* [GIVEN EXERCISE]: Find the string "React" in the listing and report every line that has it.

* * * *

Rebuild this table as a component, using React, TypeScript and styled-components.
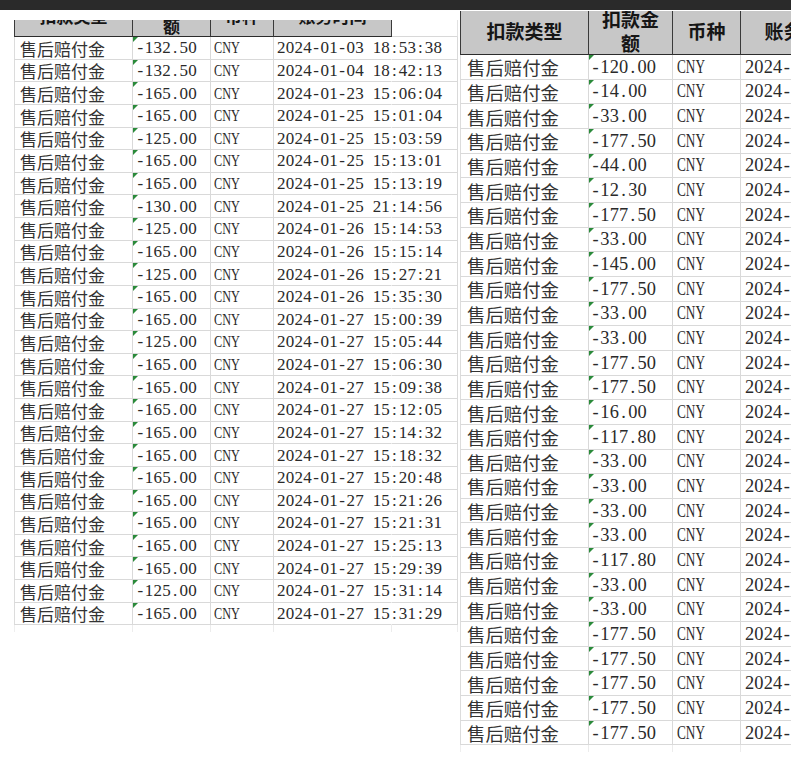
import * as React from "react";
import styled, { createGlobalStyle } from "styled-components";

const GlobalStyle = createGlobalStyle`
  html, body {
    margin: 0;
    padding: 0;
    background: #ffffff;
    overflow: hidden;
  }
  body {
    font-family: "Noto Sans CJK SC", "Noto Sans", sans-serif;
  }
`;

interface SheetSpec {
  cols: number[];
  pads: number[];
  rowHeight: number;
  size: number;
  charWidth: number;
  headSize: number;
  headLine: number;
  headVisible: number;
  headFull: number;
  tail: number;
}

const TopBar = styled.div`
  height: 10px;
  background: #2a2a2a;
`;

const Stage = styled.div`
  display: flex;
  align-items: flex-start;
`;

const Frame = styled.div<{ $top: number; $left: number; $grow?: boolean }>`
  margin-top: ${p => p.$top}px;
  margin-left: ${p => p.$left}px;
  flex: ${p => (p.$grow ? "1 1 0" : "none")};
  min-width: 0;
  overflow: hidden;
`;

const Grid = styled.div<{ $cols: number[]; $row: number }>`
  display: grid;
  grid-template-columns: ${p => p.$cols.map(c => `${c}px`).join(" ")};
  grid-auto-rows: ${p => p.$row}px;
`;

const HeadCell = styled.div<{ $blank?: boolean }>`
  display: flex;
  align-items: flex-end;
  overflow: hidden;
  box-sizing: border-box;
  background: ${p => (p.$blank ? "#ffffff" : "#c7c7c7")};
  border-right: 1px solid ${p => (p.$blank ? "#e2e2e2" : "#3a3a3a")};
  border-bottom: 1px solid ${p => (p.$blank ? "#d8d8d8" : "#2c2c2c")};
  &:first-child {
    border-left: 1px solid #3a3a3a;
  }
`;

const HeadLabel = styled.div<{ $h: number; $size: number; $line: number }>`
  flex: none;
  width: 100%;
  height: ${p => p.$h}px;
  display: flex;
  align-items: center;
  justify-content: center;
  text-align: center;
  white-space: nowrap;
  font-weight: 700;
  font-size: ${p => p.$size}px;
  line-height: ${p => p.$line}px;
  color: #161616;
`;

const Cell = styled.div<{
  $pad: number;
  $size: number;
  $flag?: boolean;
  $first?: boolean;
  $spill?: boolean;
}>`
  position: relative;
  display: flex;
  align-items: center;
  box-sizing: border-box;
  padding-left: ${p => p.$pad}px;
  padding-top: 1px;
  border-right: 1px solid ${p => (p.$spill ? "transparent" : "#d9d9d9")};
  border-bottom: 1px solid #d9d9d9;
  border-left: ${p => (p.$first ? "1px solid #dcdcdc" : "none")};
  white-space: nowrap;
  color: #333333;
  font-size: ${p => p.$size}px;
  &::before {
    content: "";
    display: ${p => (p.$flag ? "block" : "none")};
    position: absolute;
    top: 0;
    left: 0;
    border-top: 5px solid #2a8a3a;
    border-right: 5px solid transparent;
  }
`;

const TailCell = styled.div<{ $first?: boolean }>`
  border-right: 1px solid #ececec;
  border-left: ${p => (p.$first ? "1px solid #eeeeee" : "none")};
`;

const Ascii = styled.span`
  font-family: "Liberation Serif", serif;
  color: #2a2a2a;
`;

const Glyph = styled.span<{ $w: number }>`
  display: inline-block;
  width: ${p => p.$w}px;
  text-align: center;
`;

const Narrow = styled.span`
  display: inline-block;
  font-family: "Liberation Serif", serif;
  color: #2a2a2a;
  transform: scaleX(0.72);
  transform-origin: left center;
`;

// half-width cells, the way the sheet's font lays out latin text
const Mono = ({ text, w }: { text: string; w: number }) => (
  <Ascii>
    {[...text].map((c, i) => (
      <Glyph key={i} $w={w}>
        {c}
      </Glyph>
    ))}
  </Ascii>
);

const leftSpec: SheetSpec = {
  cols: [119, 78, 63, 118, 66],
  pads: [5, 3, 3, 3, 0],
  rowHeight: 22.64,
  size: 17,
  charWidth: 8.7,
  headSize: 17,
  headLine: 20,
  headVisible: 17,
  headFull: 41,
  tail: 7,
};

const rightSpec: SheetSpec = {
  cols: [129, 84, 68, 124],
  pads: [6, 2, 4, 4],
  rowHeight: 24.67,
  size: 18.4,
  charWidth: 9.3,
  headSize: 19,
  headLine: 24,
  headVisible: 44,
  headFull: 46,
  tail: 7,
};

const leftRows: [string, string][] = [
  ["-132.50", "2024-01-03 18:53:38"],
  ["-132.50", "2024-01-04 18:42:13"],
  ["-165.00", "2024-01-23 15:06:04"],
  ["-165.00", "2024-01-25 15:01:04"],
  ["-125.00", "2024-01-25 15:03:59"],
  ["-165.00", "2024-01-25 15:13:01"],
  ["-165.00", "2024-01-25 15:13:19"],
  ["-130.00", "2024-01-25 21:14:56"],
  ["-125.00", "2024-01-26 15:14:53"],
  ["-165.00", "2024-01-26 15:15:14"],
  ["-125.00", "2024-01-26 15:27:21"],
  ["-165.00", "2024-01-26 15:35:30"],
  ["-165.00", "2024-01-27 15:00:39"],
  ["-125.00", "2024-01-27 15:05:44"],
  ["-165.00", "2024-01-27 15:06:30"],
  ["-165.00", "2024-01-27 15:09:38"],
  ["-165.00", "2024-01-27 15:12:05"],
  ["-165.00", "2024-01-27 15:14:32"],
  ["-165.00", "2024-01-27 15:18:32"],
  ["-165.00", "2024-01-27 15:20:48"],
  ["-165.00", "2024-01-27 15:21:26"],
  ["-165.00", "2024-01-27 15:21:31"],
  ["-165.00", "2024-01-27 15:25:13"],
  ["-165.00", "2024-01-27 15:29:39"],
  ["-125.00", "2024-01-27 15:31:14"],
  ["-165.00", "2024-01-27 15:31:29"],
];

const rightAmounts = [
  "-120.00", "-14.00", "-33.00", "-177.50", "-44.00", "-12.30", "-177.50",
  "-33.00", "-145.00", "-177.50", "-33.00", "-33.00", "-177.50", "-177.50",
  "-16.00", "-117.80", "-33.00", "-33.00", "-33.00", "-33.00", "-117.80",
  "-33.00", "-33.00", "-177.50", "-177.50", "-177.50", "-177.50", "-177.50",
];

// only the leading "2024-" of these stays inside the window
const rightRows: [string, string][] = rightAmounts.map((a, i) => [
  a,
  `2024-02-${String((i % 28) + 1).padStart(2, "0")} 16:${String(10 + i).padStart(2, "0")}:05`,
]);

const headers: React.ReactNode[] = [
  "扣款类型",
  <>
    扣款金
    <br />额
  </>,
  "币种",
  "账务时间",
];

function Sheet({ spec, rows }: { spec: SheetSpec; rows: [string, string][] }) {
  const extra = spec.cols.length - 4;
  // the time text runs over into the empty column, which hides that gridline
  const spill = extra > 0;
  return (
    <>
      <Grid $cols={spec.cols} $row={spec.headVisible}>
        {headers.map((h, i) => (
          <HeadCell key={i}>
            <HeadLabel $h={spec.headFull} $size={spec.headSize} $line={spec.headLine}>
              <span>{h}</span>
            </HeadLabel>
          </HeadCell>
        ))}
        {Array.from({ length: extra }).map((_, i) => (
          <HeadCell key={`x${i}`} $blank />
        ))}
      </Grid>
      <Grid $cols={spec.cols} $row={spec.rowHeight}>
        {rows.map(([amount, time], r) => (
          <React.Fragment key={r}>
            <Cell $pad={spec.pads[0]} $size={spec.size} $first>
              售后赔付金
            </Cell>
            <Cell $pad={spec.pads[1]} $size={spec.size} $flag>
              <Mono text={amount} w={spec.charWidth} />
            </Cell>
            <Cell $pad={spec.pads[2]} $size={spec.size}>
              <Narrow>CNY</Narrow>
            </Cell>
            <Cell $pad={spec.pads[3]} $size={spec.size} $spill={spill}>
              <Mono text={time} w={spec.charWidth} />
            </Cell>
            {Array.from({ length: extra }).map((_, i) => (
              <Cell key={i} $pad={0} $size={spec.size} />
            ))}
          </React.Fragment>
        ))}
      </Grid>
      <Grid $cols={spec.cols} $row={spec.tail}>
        {spec.cols.map((_, i) => (
          <TailCell key={i} $first={i === 0} />
        ))}
      </Grid>
    </>
  );
}

export default function App() {
  return (
    <>
      <GlobalStyle />
      <TopBar />
      <Stage>
        <Frame $top={10} $left={14}>
          <Sheet spec={leftSpec} rows={leftRows} />
        </Frame>
        <Frame $top={1} $left={2} $grow>
          <Sheet spec={rightSpec} rows={rightRows} />
        </Frame>
      </Stage>
    </>
  );
}
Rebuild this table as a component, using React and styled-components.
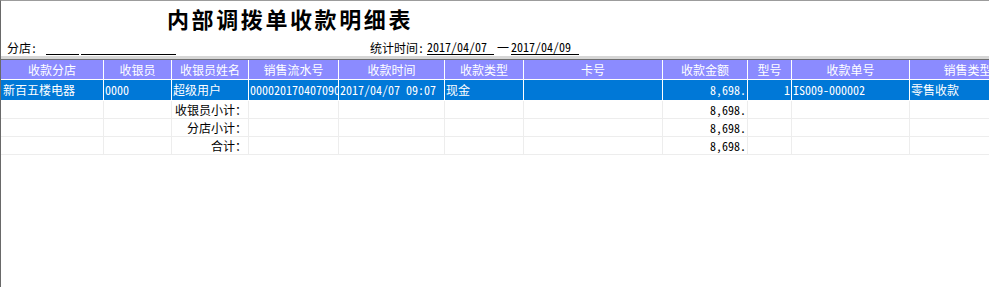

* * * *

* [SOLUTION]:
Rebuild this table as a component, using React, TypeScript and styled-components.
import * as React from "react";
const headers: React.ReactNode[] = [
          <React.Fragment key={r}>
          </React.Fragment>
Rebuild this table as a component, using React and styled-components.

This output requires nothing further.